YOUR OBJECTIVE :: Look below. Copy each line that has "React" in it.

PROVIDED MATERIAL ::
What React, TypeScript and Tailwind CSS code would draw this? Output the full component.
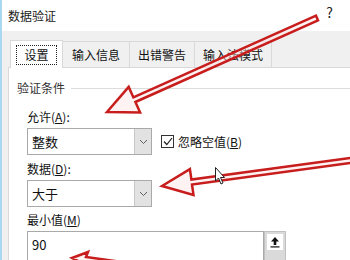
import React from "react";

const font = { fontFamily: '"Noto Sans CJK SC", "Noto Sans", sans-serif' };

function Chevron() {
  return (
    <svg width="9" height="6" viewBox="0 0 9 6">
      <path d="M1 1 L4.5 4.5 L8 1" fill="none" stroke="#606060" strokeWidth="1" />
    </svg>
  );
}

function Combo({ value }: { value: string }) {
  return (
    <div className="flex h-[27px] w-[125px] border border-[#a9a9a9] bg-white">
      <div className="flex-1 pl-[4px] flex items-center text-[13px] text-[#111]">{value}</div>
      <div className="w-[17px] bg-[#e2e2e2] border-l border-[#c8c8c8] flex items-center justify-center">
        <Chevron />
      </div>
    </div>
  );
}

export default function App() {
  return (
    <div
      className="relative w-[350px] h-[260px] overflow-hidden bg-[#f0f0f0] border-l-2 border-[#a8d8ef] text-[12px] text-[#111]"
      style={font}
    >
      <div className="h-[31px] bg-white flex items-center justify-between pl-[6px] pr-[17px]">
        <span className="text-[12px] text-[#222]">数据验证</span>
        <span className="text-[14px] text-[#222] -mt-[6px]">?</span>
      </div>
      <div className="pl-[6px] pt-[9px]">
        <div className="flex items-end h-[27px] pl-[2px]">
          <div className="h-[28px] w-[53px] bg-white border border-b-0 border-[#d9d9d9] flex items-center justify-center relative z-10 -mb-px">
            <span className="border border-dotted border-[#222] px-[7px] leading-[18px]">设置</span>
          </div>
          <div className="h-[26px] px-[9px] border-t border-r border-[#d9d9d9] flex items-center">输入信息</div>
          <div className="h-[26px] px-[8px] border-t border-r border-[#d9d9d9] flex items-center">出错警告</div>
          <div className="h-[26px] px-[8px] border-t border-r border-[#d9d9d9] flex items-center">输入法模式</div>
        </div>
        <div className="bg-white border-l border-t border-[#d9d9d9] h-[200px] pl-[8px] pt-[12px]">
          <div className="flex items-center h-[16px]">
            <span className="text-[#333]">验证条件</span>
            <div className="flex-1 h-px bg-[#dcdcdc] ml-[6px]"></div>
          </div>
          <div className="pl-[10px]">
            <div className="mt-[13px] h-[16px] flex items-center">允许(<u>A</u>):</div>
            <div className="flex items-center mt-[3px]">
              <Combo value="整数" />
              <div className="ml-[9px] w-[13px] h-[13px] border border-[#333] bg-white flex items-center justify-center">
                <svg width="10" height="9" viewBox="0 0 10 9">
                  <path d="M1 4.5 L3.8 7.5 L9 1" fill="none" stroke="#222" strokeWidth="1.2" />
                </svg>
              </div>
              <span className="ml-[4px]">忽略空值(<u>B</u>)</span>
            </div>
            <div className="mt-[6px] h-[16px] flex items-center">数据(<u>D</u>):</div>
            <div className="mt-[3px]">
              <Combo value="大于" />
            </div>
            <div className="mt-[5px] h-[16px] flex items-center">最小值(<u>M</u>)</div>
            <div className="mt-[3px] flex h-[30px] w-[259px]">
              <div className="flex-1 border border-[#a9a9a9] bg-white pl-[4px] pt-[3px] text-[13px]">90</div>
              <div className="w-[22px] bg-[#dadada] border border-[#c0c0c0] p-[2px]">
                <div className="bg-white h-[16px] flex items-center justify-center">
                  <svg width="10" height="12" viewBox="0 0 10 12">
                    <path d="M5 1 L9 5.5 L6.3 5.5 L6.3 9 L3.7 9 L3.7 5.5 L1 5.5 Z" fill="#111" />
                    <rect x="0.5" y="10.3" width="9" height="1.2" fill="#111" />
                  </svg>
                </div>
              </div>
            </div>
          </div>
        </div>
      </div>
      <svg className="absolute left-0 top-0 pointer-events-none" width="350" height="260" viewBox="0 0 350 260">
        <polygon
          points="105,112 138.1,112.5 133.4,102 316,20.3 314,15.7 131.4,97.4 126.7,86.9"
          fill="rgba(255,230,230,0.5)"
          stroke="#c81d1d"
          strokeWidth="2.5"
          strokeLinejoin="miter"
        />
        <polygon
          points="160,186 191.5,194.9 190,184.5 352.3,162.5 351.7,157.5 189.4,179.5 187.9,169.1"
          fill="rgba(255,230,230,0.5)"
          stroke="#c81d1d"
          strokeWidth="2.5"
        />
        <polygon
          points="70,258 86,252 84,257 120,262 84,262 86,266"
          fill="rgba(255,230,230,0.5)"
          stroke="#c81d1d"
          strokeWidth="2.5"
        />
        <path
          d="M213.5,167.5 L213.5,181 L216.5,178 L219,184 L221,183 L218.5,177.5 L222.5,177.5 Z"
          fill="white"
          stroke="#222"
          strokeWidth="1"
        />
      </svg>
    </div>
  );
}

FINISHED TASK ::
What React, TypeScript and Tailwind CSS code would draw this? Output the full component.
import React from "react";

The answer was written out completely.